The log can roll over and lay that down once it goes past. That'll pop back up. That prevents the log from rolling back on me. Who said with a big enough lever, I can move the world with a good can hook, you can easily roll that log. Next thing we'll get set up to do some cutting.
Couple of things I did. I leveled the log so the pith is parallel to the bed. That's what the 2 by 4 is all about. I've got this in place that locks the log in. Now we're ready to make a cut.
What'll happen here is just one slab is gonna come off the top, then we'll stop and talk about the next step. One of the things you'll see is I'm using a water mix here as a lubricant on the blade, so you will see that coming out there on the band saw head. Next thing I'm gonna grab my can hook, roll that over, get that flat spot on the bed, and we're ready for another cut. Let's talk about strategies. Once you've got that first flat produced rolling the log over and sitting on the flat, you can probably see that really helps to keep things stabilized on this log.
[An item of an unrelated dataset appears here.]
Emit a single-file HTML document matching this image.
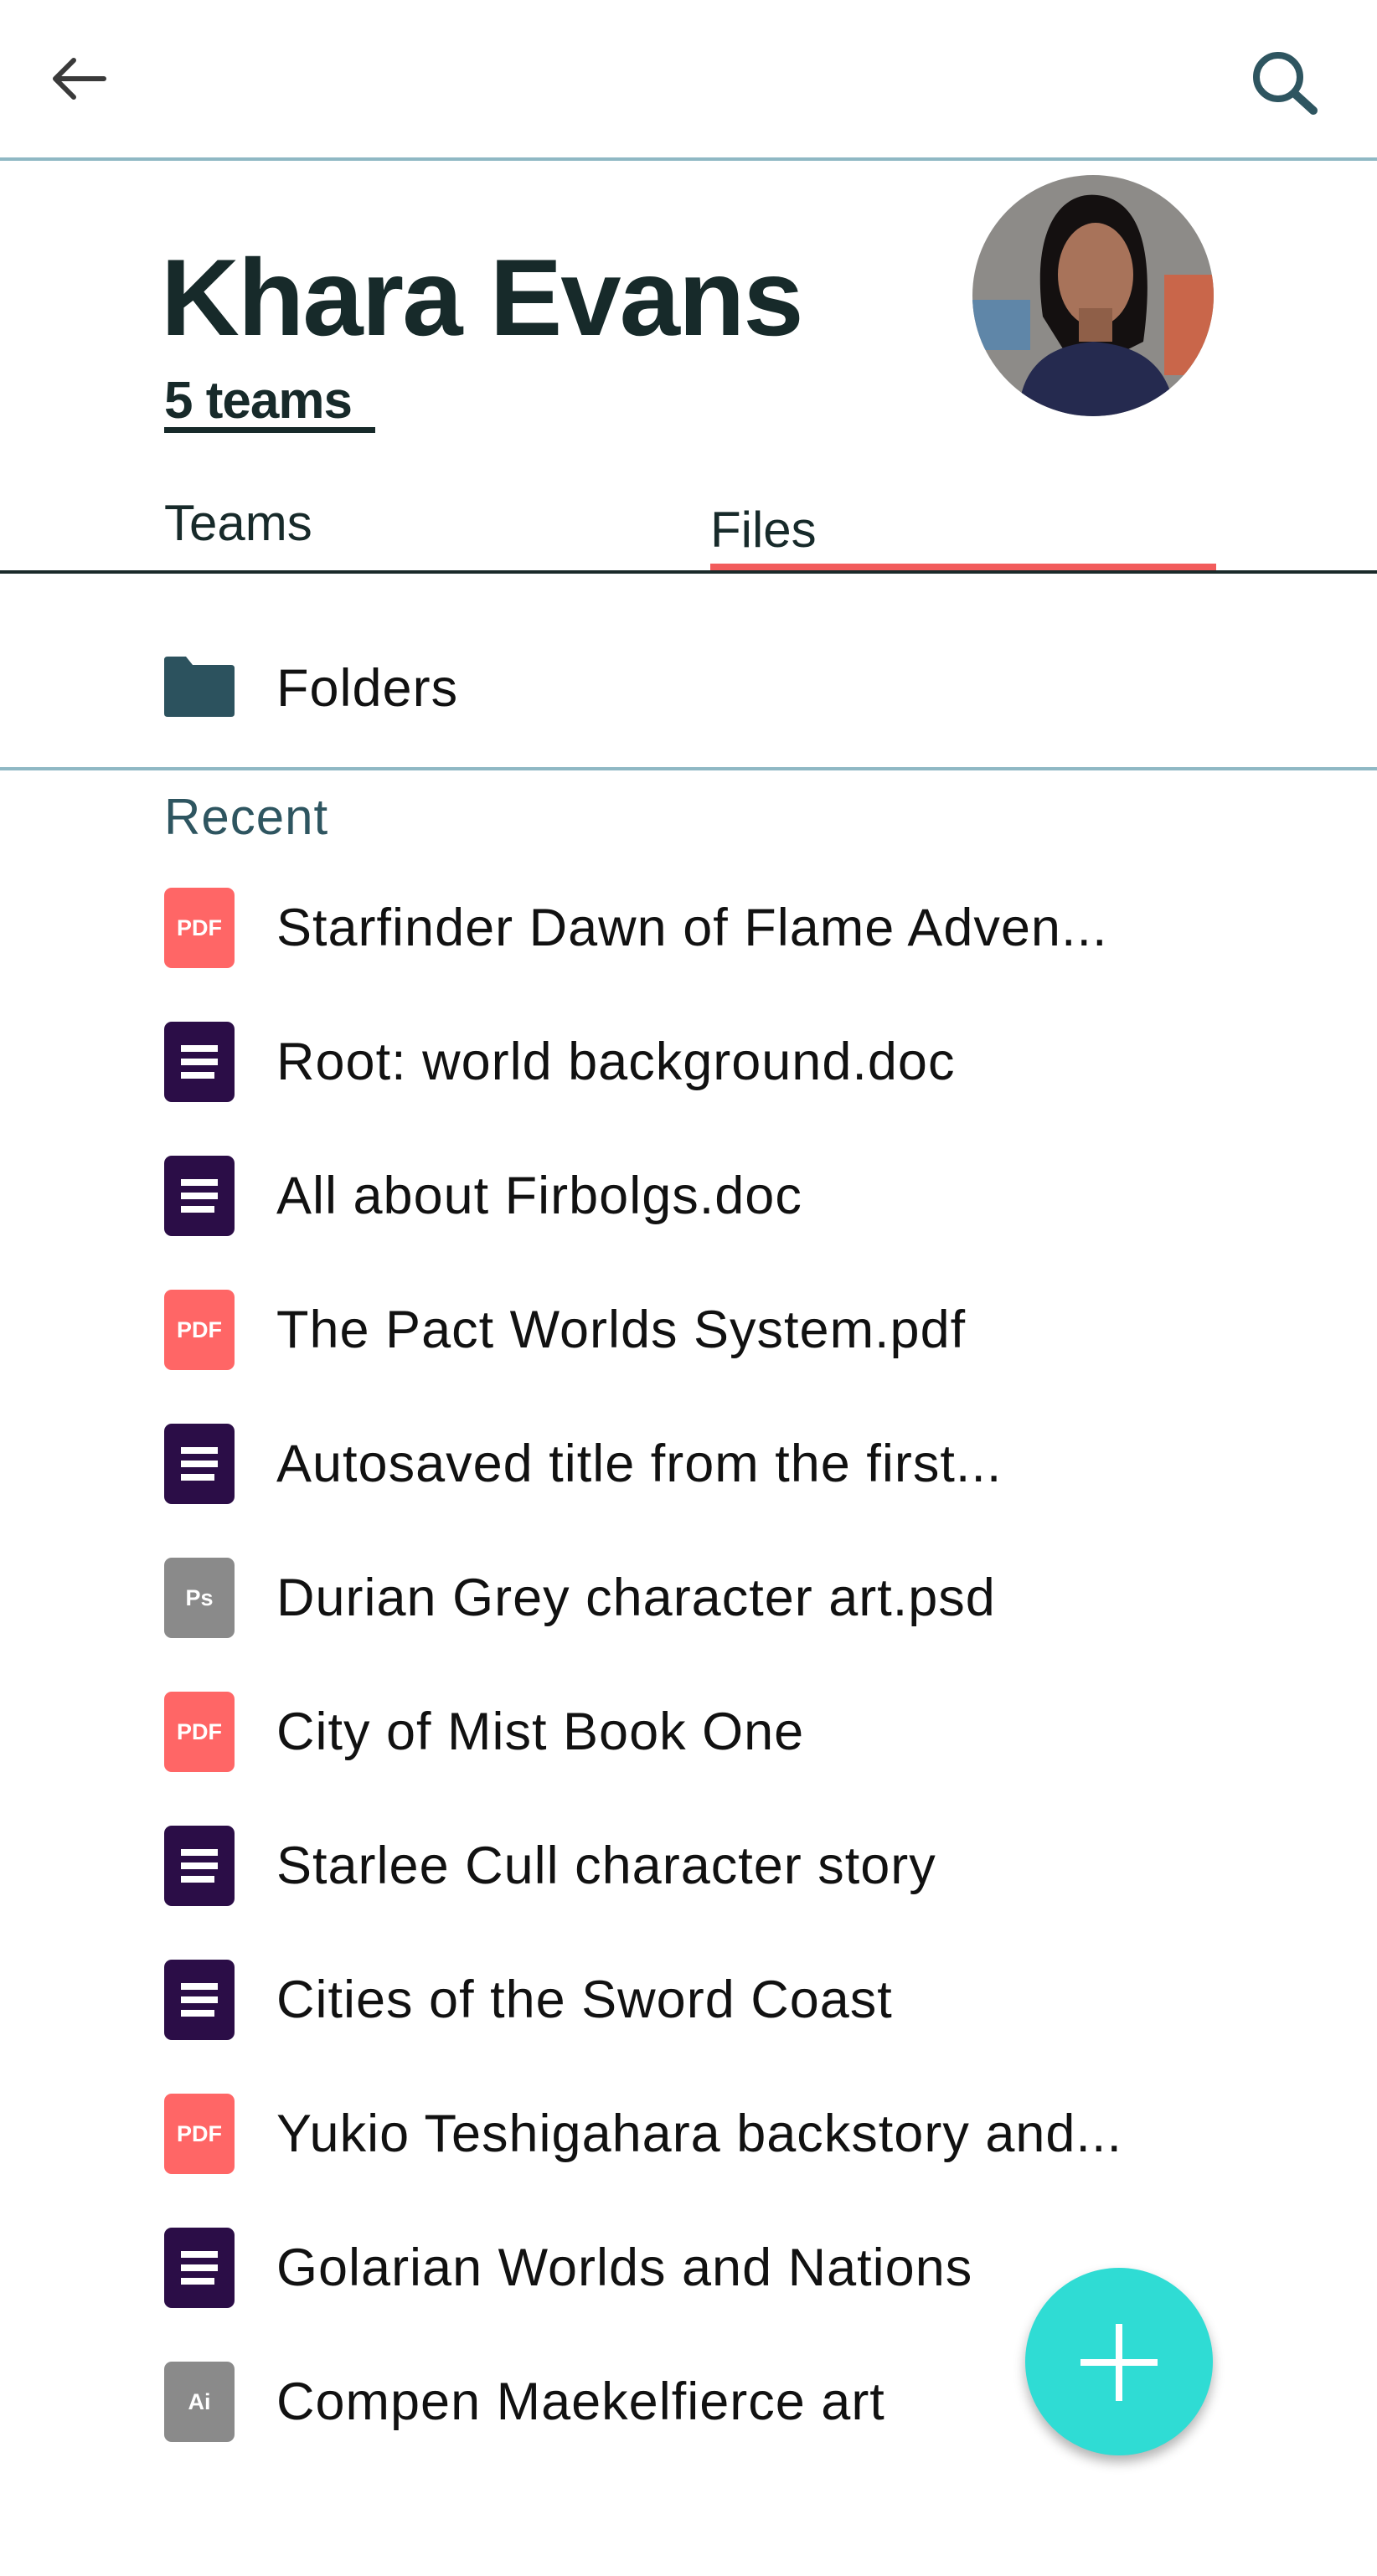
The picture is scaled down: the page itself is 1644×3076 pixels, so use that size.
<!DOCTYPE html>
<html><head><meta charset="utf-8"><style>
*{margin:0;padding:0;box-sizing:border-box}
html,body{width:1644px;height:3076px;background:#fff;overflow:hidden;font-family:"Liberation Sans",sans-serif;position:relative}
.a{position:absolute}
.row{position:absolute;left:0;width:1644px;height:96px}
.ic{position:absolute;left:196px;top:0;width:84px;height:96px;border-radius:9px;color:#fff;font-weight:bold;display:flex;align-items:center;justify-content:center}
.pdf{background:#ff6666;font-size:27px}
.doc{background:#2b0d47}
.gr{background:#8a8a8a;font-size:27px}
.doc i{position:absolute;left:20px;height:8px;background:#fff;width:44px}
.t{position:absolute;left:330px;top:0;line-height:96px;font-size:63px;color:#111;white-space:nowrap;letter-spacing:1px}
</style></head><body>
<svg class="a" style="left:56px;top:64px" width="76" height="60" viewBox="0 0 76 60"><path d="M68 30H10M32 8L10 30l22 22" fill="none" stroke="#3a3a3a" stroke-width="6" stroke-linecap="round" stroke-linejoin="round"/></svg>
<svg class="a" style="left:1492px;top:56px" width="96" height="86" viewBox="0 0 96 86"><circle cx="34" cy="36" r="26" fill="none" stroke="#2e5560" stroke-width="8"/><path d="M54 56l22 20" stroke="#2e5560" stroke-width="10" stroke-linecap="round"/></svg>
<div class="a" style="left:0;top:188px;width:1644px;height:4px;background:#8fb8c4"></div>

<div class="a" style="left:192px;top:280px;font-size:130px;font-weight:bold;color:#172a2a;letter-spacing:-2px;line-height:150px">Khara Evans</div>
<div class="a" style="left:196px;top:444px;font-size:62px;font-weight:bold;color:#172a2a;line-height:70px;letter-spacing:-1px">5 teams</div>
<div class="a" style="left:196px;top:510px;width:252px;height:7px;background:#172a2a"></div>

<svg class="a" style="left:1160px;top:208px" width="290" height="290" viewBox="0 0 290 290">
<defs><clipPath id="c"><circle cx="145" cy="145" r="144"/></clipPath></defs>
<g clip-path="url(#c)">
<rect width="290" height="290" fill="#8d8b88"/>
<rect x="0" y="150" width="70" height="60" fill="#5f86a8"/>
<rect x="230" y="120" width="60" height="120" fill="#c9664a"/>
<path d="M85 170C70 60 110 20 150 25C200 30 220 90 205 200L185 210L110 210Z" fill="#141010"/>
<ellipse cx="148" cy="120" rx="45" ry="62" fill="#a8735a"/>
<rect x="128" y="160" width="40" height="40" fill="#8f5f48"/>
<path d="M55 300C55 230 90 205 145 200C205 205 240 230 245 300Z" fill="#252a4f"/>
</g></svg>

<div class="a" style="left:196px;top:590px;font-size:60px;color:#172a2a;line-height:70px">Teams</div>
<div class="a" style="left:848px;top:598px;font-size:60px;color:#172a2a;line-height:70px">Files</div>
<div class="a" style="left:848px;top:673px;width:604px;height:8px;background:#f25c5c"></div>
<div class="a" style="left:0;top:681px;width:1644px;height:4px;background:#1a2a2a"></div>

<svg class="a" style="left:196px;top:784px" width="84" height="72" viewBox="0 0 84 72"><path d="M0 4Q0 0 4 0H26L34 10H80Q84 10 84 14V68Q84 72 80 72H4Q0 72 0 68Z" fill="#2c525e"/></svg>
<div class="a" style="left:330px;top:774px;font-size:63px;color:#111;line-height:96px;letter-spacing:1px">Folders</div>
<div class="a" style="left:0;top:916px;width:1644px;height:4px;background:#8fb8c4"></div>
<div class="a" style="left:196px;top:936px;font-size:60px;color:#2e5560;line-height:80px;letter-spacing:1px">Recent</div>

<div class="row" style="top:1060px"><div class="ic pdf">PDF</div><div class="t">Starfinder Dawn of Flame Adven...</div></div>
<div class="row" style="top:1220px"><div class="ic doc"><i style="top:28px"></i><i style="top:44px"></i><i style="top:60px;width:40px"></i></div><div class="t">Root: world background.doc</div></div>
<div class="row" style="top:1380px"><div class="ic doc"><i style="top:28px"></i><i style="top:44px"></i><i style="top:60px;width:40px"></i></div><div class="t">All about Firbolgs.doc</div></div>
<div class="row" style="top:1540px"><div class="ic pdf">PDF</div><div class="t">The Pact Worlds System.pdf</div></div>
<div class="row" style="top:1700px"><div class="ic doc"><i style="top:28px"></i><i style="top:44px"></i><i style="top:60px;width:40px"></i></div><div class="t">Autosaved title from the first...</div></div>
<div class="row" style="top:1860px"><div class="ic gr">Ps</div><div class="t">Durian Grey character art.psd</div></div>
<div class="row" style="top:2020px"><div class="ic pdf">PDF</div><div class="t">City of Mist Book One</div></div>
<div class="row" style="top:2180px"><div class="ic doc"><i style="top:28px"></i><i style="top:44px"></i><i style="top:60px;width:40px"></i></div><div class="t">Starlee Cull character story</div></div>
<div class="row" style="top:2340px"><div class="ic doc"><i style="top:28px"></i><i style="top:44px"></i><i style="top:60px;width:40px"></i></div><div class="t">Cities of the Sword Coast</div></div>
<div class="row" style="top:2500px"><div class="ic pdf">PDF</div><div class="t">Yukio Teshigahara backstory and...</div></div>
<div class="row" style="top:2660px"><div class="ic doc"><i style="top:28px"></i><i style="top:44px"></i><i style="top:60px;width:40px"></i></div><div class="t">Golarian Worlds and Nations</div></div>
<div class="row" style="top:2820px"><div class="ic gr">Ai</div><div class="t">Compen Maekelfierce art</div></div>

<div class="a" style="left:1224px;top:2708px;width:224px;height:224px;border-radius:50%;background:#2fdcd4;box-shadow:0 8px 14px rgba(0,0,0,.3)"></div>
<div class="a" style="left:1290px;top:2817px;width:92px;height:8px;background:#fff"></div>
<div class="a" style="left:1332px;top:2775px;width:8px;height:92px;background:#fff"></div>
</body></html>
I'm gonna do what's called plain sawing or through and through. Through and through is a great name. What that means at its simplest is from this position. I lower the blade. I make another cut.
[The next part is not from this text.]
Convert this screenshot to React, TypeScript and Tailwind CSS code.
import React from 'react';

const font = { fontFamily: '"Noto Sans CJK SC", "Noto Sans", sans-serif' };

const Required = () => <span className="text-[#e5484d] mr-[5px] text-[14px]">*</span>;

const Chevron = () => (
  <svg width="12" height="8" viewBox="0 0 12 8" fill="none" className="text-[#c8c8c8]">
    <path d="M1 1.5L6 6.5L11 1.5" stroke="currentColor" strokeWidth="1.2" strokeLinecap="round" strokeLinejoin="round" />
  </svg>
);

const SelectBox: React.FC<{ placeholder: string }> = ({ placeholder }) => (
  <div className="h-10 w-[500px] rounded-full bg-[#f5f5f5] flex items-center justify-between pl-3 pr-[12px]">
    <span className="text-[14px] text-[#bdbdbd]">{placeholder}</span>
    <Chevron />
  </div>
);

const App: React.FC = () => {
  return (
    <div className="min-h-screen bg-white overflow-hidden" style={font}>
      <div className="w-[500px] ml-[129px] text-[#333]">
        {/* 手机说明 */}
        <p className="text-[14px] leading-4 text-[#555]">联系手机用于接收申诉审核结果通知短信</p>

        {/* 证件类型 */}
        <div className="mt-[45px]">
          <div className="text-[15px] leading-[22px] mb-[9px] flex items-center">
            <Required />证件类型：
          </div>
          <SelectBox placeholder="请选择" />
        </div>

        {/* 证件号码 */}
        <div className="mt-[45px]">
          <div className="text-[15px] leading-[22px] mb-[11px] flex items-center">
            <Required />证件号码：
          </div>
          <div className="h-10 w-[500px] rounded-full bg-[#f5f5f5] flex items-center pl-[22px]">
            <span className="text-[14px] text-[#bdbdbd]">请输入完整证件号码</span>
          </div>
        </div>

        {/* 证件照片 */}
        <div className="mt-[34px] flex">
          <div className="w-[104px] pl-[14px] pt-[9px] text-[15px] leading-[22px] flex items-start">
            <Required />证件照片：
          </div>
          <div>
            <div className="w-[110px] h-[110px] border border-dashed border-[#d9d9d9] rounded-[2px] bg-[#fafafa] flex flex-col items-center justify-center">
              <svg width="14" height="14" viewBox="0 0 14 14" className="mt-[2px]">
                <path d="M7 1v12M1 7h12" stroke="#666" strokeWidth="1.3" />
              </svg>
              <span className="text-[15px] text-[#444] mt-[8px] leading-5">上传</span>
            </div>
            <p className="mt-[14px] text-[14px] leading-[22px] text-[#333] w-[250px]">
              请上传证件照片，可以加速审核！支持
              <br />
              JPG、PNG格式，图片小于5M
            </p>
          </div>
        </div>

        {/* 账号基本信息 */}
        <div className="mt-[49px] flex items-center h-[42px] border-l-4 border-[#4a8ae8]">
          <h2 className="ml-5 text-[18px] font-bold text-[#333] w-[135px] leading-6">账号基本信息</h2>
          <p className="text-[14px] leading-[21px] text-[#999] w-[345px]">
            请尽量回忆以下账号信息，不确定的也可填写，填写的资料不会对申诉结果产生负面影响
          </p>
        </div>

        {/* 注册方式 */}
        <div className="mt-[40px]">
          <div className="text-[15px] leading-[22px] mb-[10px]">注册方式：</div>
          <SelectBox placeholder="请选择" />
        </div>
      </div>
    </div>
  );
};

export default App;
I lower the blade. I make another cut. So when we're done, we have a bunch of planks and the little smiley faces, the annual rings are right across the end grain. It's a very common way to cut wood. It's the easiest way to cut wood, and the alternative to that is what's called quarter sawn.
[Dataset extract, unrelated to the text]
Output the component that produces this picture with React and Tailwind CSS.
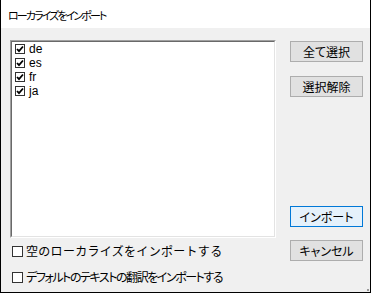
import React from 'react'

const jp = { fontFamily: '"Noto Sans CJK JP", "Liberation Sans", sans-serif' }

function ListCheck({ label }) {
    return (
        <div className='flex h-[14px] items-center gap-[4px] pl-[3px]'>
            <div className='flex h-[10px] w-[10px] items-center justify-center border border-[#333333] bg-white'>
                <svg width='8' height='8' viewBox='0 0 8 8'>
                    <path d='M1 4 L3 6.2 L7 1.5' fill='none' stroke='#000' strokeWidth='1.8' />
                </svg>
            </div>
            <span className='text-[12px] leading-none text-black' style={{ fontFamily: '"Liberation Sans", sans-serif' }}>{label}</span>
        </div>
    )
}

function Btn({ children, primary, className = '' }) {
    return (
        <button
            className={'flex h-[21px] w-[73px] items-center justify-center border text-[12px] leading-none text-black [font-feature-settings:"palt"] ' +
                (primary ? 'border-[#0078d7] bg-[#e5f1fb] ' : 'border-[#adadad] bg-[#e1e1e1] ') + className}
            style={jp}
        >
            {children}
        </button>
    )
}

function Option({ label, textClass }) {
    return (
        <div className='flex h-[26px] items-center gap-[3px] pl-[2px]'>
            <div className='h-[11px] w-[11px] border border-[#333333] bg-white' />
            <span className={'text-[12px] leading-none text-black ' + textClass} style={jp}>{label}</span>
        </div>
    )
}

export default function App() {
    return (
        <div className='relative flex h-[293px] w-[371px] flex-col border-x border-b border-black bg-[#f0f0f0]'>
            <div className='flex h-[28px] items-center bg-white pl-[7px] pt-[3px] text-[11px] leading-none tracking-[-1.9px] text-black [font-feature-settings:"palt"]' style={jp}>
                ローカライズをインポート
            </div>
            <div className='flex pl-[9px] pt-[12px]'>
                <div className='flex flex-col'>
                    {/* list box */}
                    <div className='h-[198px] w-[266px] border-l border-t border-b border-r border-l-[#a0a0a0] border-t-[#a0a0a0] border-b-white border-r-white'>
                        <div className='h-full w-full border border-l-[#696969] border-t-[#696969] border-b-[#e3e3e3] border-r-[#e3e3e3] bg-white'>
                            <ListCheck label='de' />
                            <ListCheck label='es' />
                            <ListCheck label='fr' />
                            <ListCheck label='ja' />
                        </div>
                    </div>
                    <Option label='空のローカライズをインポートする' textClass='tracking-[0.3px]' />
                    <Option label='デフォルトのテキストの翻訳をインポートする' textClass='tracking-[-1.45px] [font-feature-settings:"palt"]' />
                </div>
                <div className='ml-[14px] flex flex-col pt-[1px]'>
                    <Btn>全て選択</Btn>
                    <Btn className='mt-[14px]'>選択解除</Btn>
                    <Btn primary className='mt-[109px]'>インポート</Btn>
                    <Btn className='mt-[13px]'>キャンセル</Btn>
                </div>
            </div>
            <div className='absolute bottom-[1px] right-[1px] h-[2px] w-[2px] bg-[#999999]' />
        </div>
    )
}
It's another great thing about having your own mill: quarter sawn lumber, and lumber that you buy commercially is incredibly expensive. It's about twice as much per board foot as plain sawn, but you can easily quarter sawn your own stack when you have your own mill. I'm gonna continue with plain sawing, and we're gonna do two different things here. I'm gonna get two more planks off the top of this log with their live edges in place, and we're gonna deal with those later, and then we'll move on to another part of the strategy. One thing that's really cool about this mill is that.
I want to make five quarter lumber. There's no guesswork involved here. Look at the scale; I can see that I'm in a position here for five quarter. So now, when I do this lowering the head, all I gotta do is go to the next hash mark there, and that sets me up to cut another five quarter piece. I'm gonna do that, and then we'll just keep on keeping on.
If you cut lumber and you don't sweep it a little bit and throw water on it to see how cool the grain is, you're missing out. I'm gonna move that top slab, go get a bucket of water, and we're gonna look at this amazing elm that I'm cutting. Are you ready for this? What's cool about this is it gives you a great idea. Of what that's gonna look like under finish, and it makes me really excited to be able to want to work with this.
Elm is not a wood I can buy commercially here in Wisconsin, so the only way for me to get this is to cut it myself. Couple of different ways to get your lumber dimensional. Remember when I did those first cuts, I took those slabs off the mill, set them aside. We're gonna look at them again in a second, but if you want live edge stuff, when you make that cut, you're done and just set it aside live edge. If you want to make four square boards, you can do what I'm doing here.
The scale that I showed you earlier on the 5/4 dimension also tells me how high the blade is. Above the bed. So what I just did is I cut this 12 inches wide piece in this direction. Now I can roll that one more time. And as I start cutting my planks, they're all gonna be 12 inches wide or 6 inches wide or 8 inches wide, whatever you've determined when you're making this block.
So there are a lot of ways you can take advantage of that scale on the mill to get exactly what you want out of it. In my case, I'm gonna roll this again from that 12 inch face. I'm gonna cut more 5 quarter lumber. Look at that beautiful piece of elm. I'm gonna get the rest of that cut up, and then I'm gonna show you another option with this live edge stuff.
So remember what we've talked about. The stuff I just cut, if I left that alone, I'd have live edge slips. If you want to mill lumber, one way we can do it is to cut those live edge slabs, bring them back, standing them on edge, remembering that our scale shows us how high above the bed the blade is. So if at this point I want to turn those into 5/4 by 6, all I gotta do is roll them over, cut edge down. Set my scale to 6 and I'm ready to cut or make the large block that's dimensionally accurate, dimensionally correct, and then from that cut your finished dimension boards.
So there are a lot of options about how we can work with the mill. The other thing I want to show you now is some crazy cool stuff that I cut. Just a couple of days ago. Here's some stuff I cut just the other day. Look at this walnut.
The reason I specifically wanted this log is it had this crotch at this end. Check this out. See if I can get a little water on this one. And again, when I'm keeping track of these pieces, they're sequence cut, their book matches to each other, mirror images on the grain, crazy cool. The other thing I did is I cut some cookies, so I had an ash log and after I milled my planks out of it, I saved an end.
And I put that on the sawmill standing up so that I could cut a couple of cookies. I love ash. What a beautiful wood. So where I'm going with all of this is to make sure you understand the multiple, multiple, multiple options you have in milling your own stuff. You saw it's not that hard to get the log on the mill.
We talked about plain sawing and quarter sawing. You've got options there depending on how you want to machine your stuff. You can pick the species again, that elm that I cut, I can't buy that commercially, but now I've got a lot of board feet of elm to work with. Once everything comes off the mill, you're gonna sticker it. Dry it, and once you've got it dry, you've got access to crazy cool stuff that you milled yourself.